The Howard Jarvis Taxpayers Association (HJTA) has petitioned the California Supreme Court to review the high speed rail bond validation case.
After radically changing the bullet train plan promised to voters who approved $10 billion in bonds in 2008, the State asked the court to approve sale of the bonds anyway. HJTA responded on behalf of all Californians saying the rail plan no longer matches what was promised voters and the State’s request should be denied. The trial court agreed and denied the State’s request for validation of the bond sale. The Court of Appeals has reversed this decision and HJTA is now asking for intervention by the Supreme Court.
The current plan for high speed rail is nearly twice as expensive as promised and the projected travel times and fairs have nearly doubled.
The state has broken faith with voters. The current rail plan bears no resemblance to the one put before voters in 2008.
Similar conduct by a private entity could be prosecuted under California’s bait and switch law which states, in brief, that It is unlawful for any person, firm, corporation or association, to make untrue or misleading statements as part of a plan or scheme with the intent not to sell property or services, at the price advertised,” added Coupal.
To read the petition, please click here.
In November 2008, California voters approved $10 billion in bonds to build the first segment of a bullet train system that, according to the ballot materials, would whisk riders from San Francisco to Los Angeles in under 2½ hours, for about $50 per person. The $43 billion system would be built with federal and private matching funds, and would be self-funding once operational, requiring no new taxes or government subsidies.
After the High Speed Rail Authority radically revised its business and development plan so that it no longer resembled the project approved by voters, the State filed a validation action, High Speed Rail Authority v. All Persons, asking the court to approve the sale of the bonds. The Howard Jarvis Taxpayers Association (HJTA) responded on behalf of “all persons.”

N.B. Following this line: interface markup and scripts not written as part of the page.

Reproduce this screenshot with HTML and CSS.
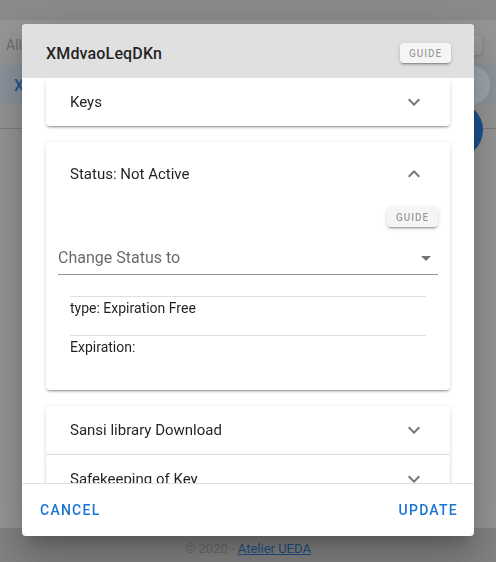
FILE: index.html
```html
<!DOCTYPE html>
<html lang="en">
<head>
<meta charset="utf-8">
<title>XMdvaoLeqDKn</title>
<link rel="stylesheet" href="styles.css">
</head>
<body>
<div class="page">
  <div class="appbar"></div>
  <div class="toolbar">
    <span class="filter">All keys</span>
    <span class="tool-btn"></span>
  </div>
  <div class="row selected">
    <span class="row-name">XMdvaoLeqDKn</span>
    <span class="avatar"></span>
  </div>
  <div class="row plain"></div>
  <div class="spacer"></div>
  <footer class="page-footer">© 2020 - <a href="#">Atelier UEDA</a></footer>
  <span class="fab"></span>
</div>

<div class="overlay">
  <div class="dialog">
    <div class="dialog-head">
      <span class="dialog-title">XMdvaoLeqDKn</span>
      <button class="guide">GUIDE</button>
    </div>
    <div class="dialog-body">
      <div class="panels">
        <div class="panel round-all">
          <div class="panel-head">
            <span>Keys</span>
            <svg class="chev" viewBox="0 0 24 24"><path d="M7.41,8.58L12,13.17L16.59,8.58L18,10L12,16L6,10L7.41,8.58Z"/></svg>
          </div>
        </div>
        <div class="panel round-all active">
          <div class="panel-head tall">
            <span>Status: Not Active</span>
            <svg class="chev" viewBox="0 0 24 24"><path d="M7.41,15.41L12,10.83L16.59,15.41L18,14L12,8L6,14L7.41,15.41Z"/></svg>
          </div>
          <div class="panel-content">
            <div class="guide-row"><button class="guide">GUIDE</button></div>
            <div class="select">
              <span class="select-label">Change Status to</span>
              <svg class="caret" viewBox="0 0 24 24"><path d="M7,10L12,15L17,10H7Z"/></svg>
            </div>
            <ul class="info-list">
              <li>type: Expiration Free</li>
              <li>Expiration:</li>
            </ul>
          </div>
        </div>
        <div class="panel round-top">
          <div class="panel-head">
            <span>Sansi library Download</span>
            <svg class="chev" viewBox="0 0 24 24"><path d="M7.41,8.58L12,13.17L16.59,8.58L18,10L12,16L6,10L7.41,8.58Z"/></svg>
          </div>
        </div>
        <div class="panel joined">
          <div class="panel-head">
            <span>Safekeeping of Key</span>
            <svg class="chev" viewBox="0 0 24 24"><path d="M7.41,8.58L12,13.17L16.59,8.58L18,10L12,16L6,10L7.41,8.58Z"/></svg>
          </div>
        </div>
      </div>
    </div>
    <div class="dialog-actions">
      <button class="text-btn">CANCEL</button>
      <button class="text-btn">UPDATE</button>
    </div>
  </div>
</div>
</body>
</html>
```

FILE: styles.css
```css
* { box-sizing: border-box; }

html, body {
  margin: 0;
  padding: 0;
  width: 496px;
  height: 562px;
  overflow: hidden;
  font-family: Roboto, "Liberation Sans", sans-serif;
}

/* ---------- page behind the dialog (already dimmed colours) ---------- */
.page {
  position: relative;
  height: 562px;
  display: flex;
  flex-direction: column;
  background: #979797;
}

.appbar {
  height: 20px;
  background: #8c8c8c;
}

.toolbar {
  height: 45px;
  display: flex;
  align-items: flex-end;
  justify-content: space-between;
  padding: 0 14px 10px 6px;
}

.filter {
  font-size: 14px;
  line-height: 20px;
  color: #6d6d6d;
}

.tool-btn {
  width: 62px;
  height: 20px;
  border-radius: 4px;
  background: #9c9c9c;
  box-shadow: 0 1px 3px rgba(0, 0, 0, 0.2);
}

.row {
  display: flex;
  align-items: center;
  justify-content: space-between;
}

.row.selected {
  height: 40px;
  background: #8e959e;
  padding: 0 6px 0 14px;
}

.row-name {
  font-size: 16px;
  font-weight: 500;
  color: #1f5597;
}

.avatar {
  width: 40px;
  height: 40px;
  border-radius: 50%;
  background: #a3a9b1;
}

.row.plain {
  height: 24px;
  border-bottom: 1px solid #7f7f7f;
}

.spacer { flex: 1; }

.page-footer {
  height: 34px;
  padding-top: 13px;
  background: #838383;
  text-align: center;
  font-size: 13px;
  line-height: 16px;
  color: #6b6b6b;
}

.page-footer a {
  color: #1d4f86;
}

.fab {
  position: absolute;
  left: 427px;
  top: 102px;
  width: 56px;
  height: 56px;
  border-radius: 50%;
  background: #1b5291;
}

/* ---------- dialog ---------- */
.overlay {
  position: fixed;
  inset: 0;
  display: flex;
  justify-content: center;
  align-items: flex-start;
  padding-top: 24px;
}

.dialog {
  width: 452px;
  height: 512px;
  display: flex;
  flex-direction: column;
  background: #fff;
  border-radius: 4px;
  overflow: hidden;
  box-shadow: 0 11px 15px -7px rgba(0, 0, 0, 0.2),
              0 24px 38px 3px rgba(0, 0, 0, 0.14),
              0 9px 46px 8px rgba(0, 0, 0, 0.12);
}

.dialog-head {
  height: 54px;
  flex: none;
  display: flex;
  align-items: center;
  justify-content: space-between;
  padding: 4px 23px 0 24px;
  background: #e0e0e0;
}

.dialog-title {
  font-size: 16px;
  font-weight: 500;
  color: rgba(0, 0, 0, 0.87);
  letter-spacing: 0.01em;
}

.guide {
  height: 20px;
  width: 51px;
  padding: 0;
  border: 0;
  border-radius: 4px;
  background: #f5f5f5;
  color: rgba(0, 0, 0, 0.38);
  font-family: Roboto, "Liberation Sans", sans-serif;
  font-size: 10px;
  font-weight: 500;
  letter-spacing: 0.09em;
  box-shadow: 0 3px 1px -2px rgba(0, 0, 0, 0.2),
              0 2px 2px 0 rgba(0, 0, 0, 0.14),
              0 1px 5px 0 rgba(0, 0, 0, 0.12);
}

.dialog-body {
  flex: 1;
  overflow: hidden;
  padding: 0 24px;
}

.panels {
  display: flex;
  flex-direction: column;
}

.panel {
  position: relative;
  background: #fff;
  box-shadow: 0 3px 1px -2px rgba(0, 0, 0, 0.2),
              0 2px 2px 0 rgba(0, 0, 0, 0.14),
              0 1px 5px 0 rgba(0, 0, 0, 0.12);
}

.round-all { border-radius: 4px; }
.round-top { border-radius: 4px 4px 0 0; }

.panel.active {
  margin: 16px 0;
}

.panel.joined {
  border-top: 1px solid rgba(0, 0, 0, 0.12);
}

.panel-head {
  height: 48px;
  display: flex;
  align-items: center;
  justify-content: space-between;
  padding: 0 24px;
  font-size: 15px;
  color: rgba(0, 0, 0, 0.87);
}

.panel-head.tall { height: 64px; }

.chev {
  width: 24px;
  height: 24px;
  fill: rgba(0, 0, 0, 0.54);
}

.panel-content {
  padding: 1px 12px 16px;
}

.guide-row {
  display: flex;
  justify-content: flex-end;
}

.select {
  margin-top: 16px;
  height: 32px;
  display: flex;
  align-items: center;
  justify-content: space-between;
  padding-bottom: 2px;
  border-bottom: 1px solid rgba(0, 0, 0, 0.42);
}

.select-label {
  font-size: 16px;
  color: rgba(0, 0, 0, 0.6);
}

.caret {
  width: 24px;
  height: 24px;
  fill: rgba(0, 0, 0, 0.54);
}

.info-list {
  list-style: none;
  margin: 21px 0 0;
  padding: 0 12px;
}

.info-list li {
  border-top: 1px solid rgba(0, 0, 0, 0.12);
  padding: 1px 0 17px;
  font-size: 14px;
  line-height: 20px;
  color: rgba(0, 0, 0, 0.87);
}

.dialog-actions {
  height: 53px;
  flex: none;
  display: flex;
  align-items: center;
  justify-content: space-between;
  padding: 0 16px 0 18px;
  border-top: 1px solid rgba(0, 0, 0, 0.12);
}

.text-btn {
  border: 0;
  background: none;
  padding: 0;
  font-family: Roboto, "Liberation Sans", sans-serif;
  font-size: 14px;
  font-weight: 500;
  letter-spacing: 0.0892857em;
  color: #1976d2;
}
```
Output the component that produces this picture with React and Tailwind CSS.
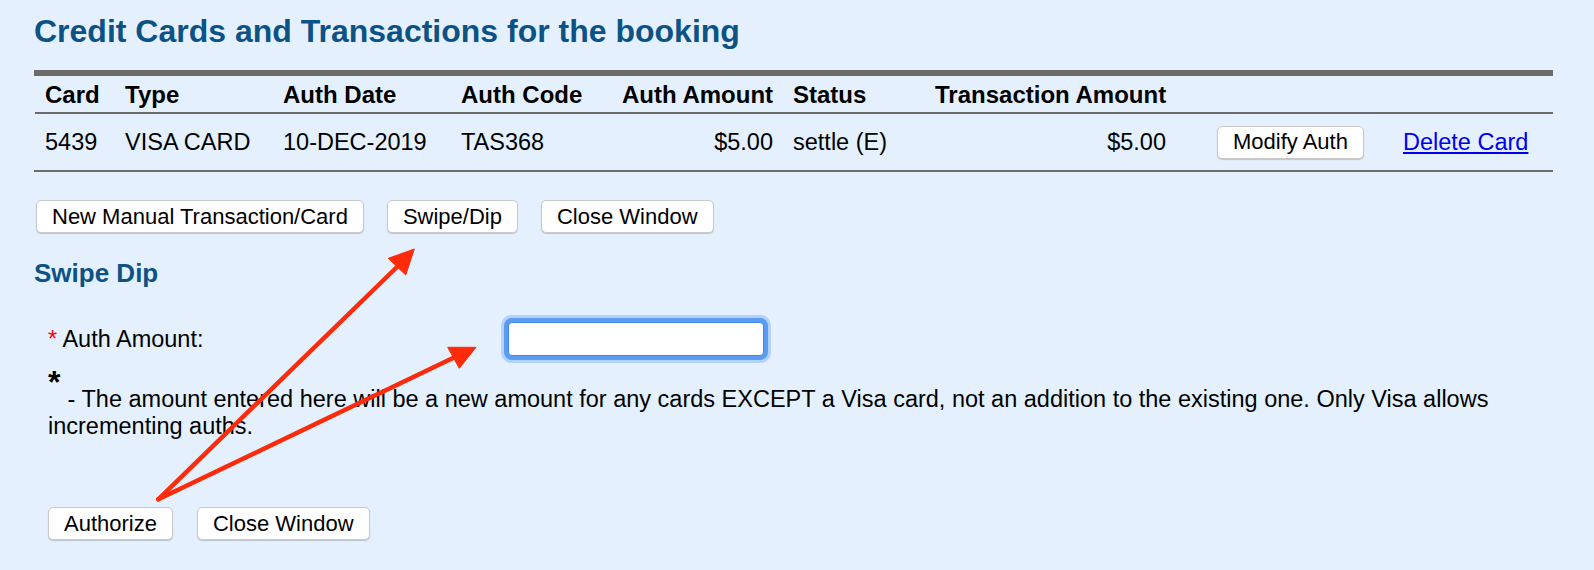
import React from 'react';

const btn =
  'h-[33px] rounded-[5px] border border-[#c9c9c9] bg-white px-[15px] text-[22px] leading-none text-black shadow-[0_1px_1px_rgba(0,0,0,0.18)]';

function Arrows() {
  return (
    <svg
      className="pointer-events-none absolute inset-0"
      width="1594"
      height="570"
      viewBox="0 0 1594 570"
    >
      <g fill="#fe2b0a" stroke="#fe2b0a">
        <line x1="158.3" y1="499.3" x2="398" y2="266" strokeWidth="4.5" strokeLinecap="round" />
        <polygon points="414.3,249 388.3,258.3 405.7,275" strokeWidth="1" strokeLinejoin="round" />
        <line x1="158.3" y1="499.3" x2="454" y2="357.5" strokeWidth="4.5" strokeLinecap="round" />
        <polygon points="476,347.3 447.7,347.3 459.3,368.3" strokeWidth="1" strokeLinejoin="round" />
      </g>
    </svg>
  );
}

export default function App() {
  return (
    <div className="relative min-h-[570px] w-full overflow-hidden bg-[#e4f0fe] font-['Liberation_Sans',Arial,sans-serif] text-black">
      <div className="pl-[34px] pr-[41px]">
        <h1 className="mt-[13px] text-[32px] font-bold leading-[36px] text-[#0c5285]">
          Credit Cards and Transactions for the booking
        </h1>

        <div className="mt-[21px] border-t-[6px] border-b-2 border-[#6b6b6b] pl-px text-[23.5px]">
          <div className="grid h-[38px] grid-cols-[80px_158px_178px_161px_171px_142px_251px_217px_1fr] items-center border-b-2 border-[#6b6b6b] text-[24px] font-bold leading-[27px]">
            <div className="px-[10px]">Card</div>
            <div className="px-[10px]">Type</div>
            <div className="px-[10px]">Auth Date</div>
            <div className="px-[10px]">Auth Code</div>
            <div className="px-[10px] text-right whitespace-nowrap">Auth Amount</div>
            <div className="px-[10px]">Status</div>
            <div className="px-[10px] text-right whitespace-nowrap">Transaction Amount</div>
            <div />
            <div />
          </div>
          <div className="grid h-[56px] grid-cols-[80px_158px_178px_161px_171px_142px_251px_217px_1fr] items-center leading-[27px]">
            <div className="px-[10px]">5439</div>
            <div className="px-[10px] whitespace-nowrap">VISA CARD</div>
            <div className="px-[10px]">10-DEC-2019</div>
            <div className="px-[10px]">TAS368</div>
            <div className="px-[10px] text-right">$5.00</div>
            <div className="px-[10px] whitespace-nowrap">settle (E)</div>
            <div className="px-[10px] text-right">$5.00</div>
            <div className="pl-[41px]">
              <button className={btn}>Modify Auth</button>
            </div>
            <div className="px-[10px]">
              <a href="#" className="whitespace-nowrap text-[#0000ee] underline">
                Delete Card
              </a>
            </div>
          </div>
        </div>

        <div className="ml-[2px] mt-[28px] flex gap-[23px]">
          <button className={btn}>New Manual Transaction/Card</button>
          <button className={btn}>Swipe/Dip</button>
          <button className={btn}>Close Window</button>
        </div>

        <h2 className="mt-[25px] text-[26px] font-bold leading-[30px] text-[#0c5285]">Swipe Dip</h2>
      </div>

      <div className="pl-[48px] pr-[20px] text-[23.5px] leading-[27px]">
        <div className="mt-[34px] flex h-[34px] items-center">
          <div className="w-[460px]">
            <span className="text-[#ff0000]">*</span> Auth Amount:
          </div>
          <input
            type="text"
            className="h-[34px] w-[256px] rounded-[4px] border border-[#3f86e6] bg-white shadow-[0_0_0_4px_#5b9cf2,0_0_0_7px_#b2d2fb] outline-none"
          />
        </div>

        <div className="mt-[10px] h-[32px] -mb-[12px] text-[32px] font-bold leading-[32px]">*</div>
        <p>
          {'\u00a0\u00a0 - The amount entered here will be a new amount for any cards EXCEPT a Visa card, not an addition to the existing one. Only Visa allows incrementing auths.'}
        </p>

        <div className="mt-[67px] flex gap-[24px]">
          <button className={btn}>Authorize</button>
          <button className={btn}>Close Window</button>
        </div>
      </div>

      <Arrows />
    </div>
  );
}
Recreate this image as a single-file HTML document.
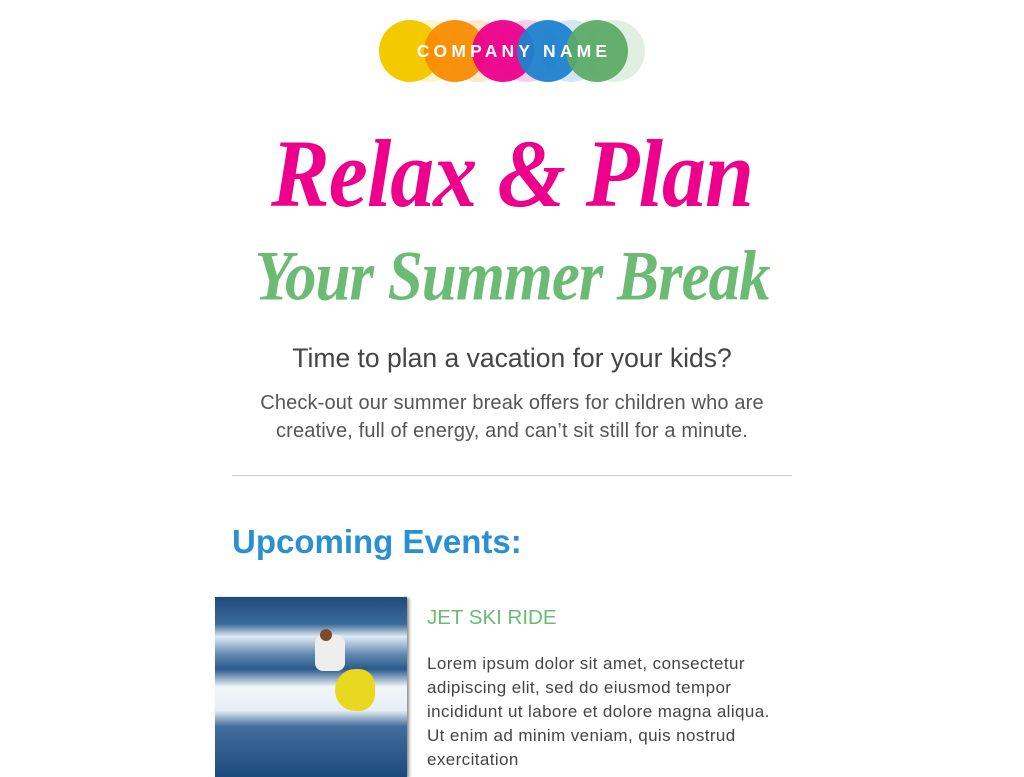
<!DOCTYPE html>
<html><head><meta charset="utf-8"><style>
body{margin:0;background:#fff;width:1024px;height:768px;overflow:hidden;font-family:"Liberation Sans",sans-serif;position:relative}
.a{position:absolute}
.c{position:absolute;border-radius:50%;width:62px;height:62px;top:20px}
.t{position:absolute;left:0;width:1024px;text-align:center}
</style></head><body>
<div class="c" style="left:398px;background:rgba(244,200,0,.2)"></div>
<div class="c" style="left:379px;background:#f4c900"></div>
<div class="c" style="left:447px;background:rgba(248,140,0,.2)"></div>
<div class="c" style="left:424px;background:rgba(248,140,0,.95)"></div>
<div class="c" style="left:496px;background:rgba(236,0,140,.2)"></div>
<div class="c" style="left:472px;background:rgba(236,0,140,.95)"></div>
<div class="c" style="left:540px;background:rgba(30,130,205,.2)"></div>
<div class="c" style="left:517px;background:rgba(30,130,205,.95)"></div>
<div class="c" style="left:583px;background:rgba(100,175,110,.2)"></div>
<div class="c" style="left:566px;background:rgba(90,170,100,.93)"></div>
<div class="t" style="top:41px;color:#fff;font-weight:bold;font-size:17.5px;letter-spacing:4.2px;left:2px">COMPANY NAME</div>
<div class="t" style="top:124px;color:#ec008c;font-family:'Liberation Serif',serif;font-style:italic;font-weight:bold;font-size:88px;letter-spacing:-1px;transform:scaleY(1.1)">Relax &amp; Plan</div>
<div class="t" style="top:240px;color:#6cbb74;font-family:'Liberation Serif',serif;font-style:italic;font-weight:bold;font-size:63px;letter-spacing:-1px;transform:scaleY(1.12)">Your Summer Break</div>
<div class="t" style="top:343px;color:#444;font-size:26.5px">Time to plan a vacation for your kids?</div>
<div class="t" style="top:389px;color:#555;font-size:20px;line-height:28px;letter-spacing:.15px">Check-out our summer break offers for children who are<br>creative, full of energy, and can’t sit still for a minute.</div>
<div class="a" style="left:232px;top:475px;width:560px;height:1px;background:#ccc"></div>
<div class="a" style="left:232px;top:523px;color:#2a8fd3;font-weight:bold;font-size:33px">Upcoming Events:</div>
<div class="a" style="left:215px;top:597px;width:192px;height:180px;box-shadow:2px 1px 3px #888;background:linear-gradient(180deg,#1f4a7c 0%,#3a6b98 15%,#dfe9f2 22%,#5f88b0 32%,#2a5a8c 40%,#f2f6fa 50%,#e6eef5 63%,#416e9c 72%,#1d4a7d 100%);overflow:hidden">
 <div class="a" style="left:100px;top:38px;width:30px;height:36px;background:#eee;border-radius:8px"></div>
 <div class="a" style="left:120px;top:72px;width:40px;height:42px;background:#e8d820;border-radius:50% 40% 40% 50%"></div>
 <div class="a" style="left:105px;top:32px;width:12px;height:12px;background:#7a4a2a;border-radius:50%"></div>
</div>
<div class="a" style="left:427px;top:606px;color:#6cbb74;font-size:20.5px">JET SKI RIDE</div>
<div class="a" style="left:427px;top:652px;color:#444;font-size:17px;line-height:24px;letter-spacing:.4px">Lorem ipsum dolor sit amet, consectetur<br>adipiscing elit, sed do eiusmod tempor<br>incididunt ut labore et dolore magna aliqua.<br>Ut enim ad minim veniam, quis nostrud<br>exercitation</div>
</body></html>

HJTA is fighting the sale of the rail bonds because the State’s current plans for the money break almost every promise made to the voters in 2008. The estimated cost of construction has increased by $25 billion. The federal government has pledged only a trifle, and private investors are not interested at all. A revised business plan has scrapped the idea of 220 mph trains operating on their own track, in favor of slower trains partly sharing existing track with standard passenger and freight trains. Ridership projections have been reduced, which means less ticket-sale revenue, which means higher ticket prices and annual taxpayer subsidies.
The measure approved by the voters required some oversight. An independent Finance Committee was supposed to review the proposed bond sale and approve it only if all prerequisites were met. The evidence at trial showed that the Finance Committee did not do its job. It rubber stamped the sale without ever holding a hearing to consider whether the promises in the ballot were being kept.
In January the trial court ruled in our favor of HJTA on the grounds that the Finance Committee’s approval of the sale of bonds was not supported by any evidence in the record. The court entered judgment denying validation of the bond sale–a huge win for taxpayers. The State then unsuccessfully petitioned the Supreme Court to step in and vacate the trial court judgment. The Supreme Court instead referred the case to its usual next step, the Court of Appeal.
The appellate court has now reversed the finding of the trial court, which is why HJTA is asking for review by the Supreme Court.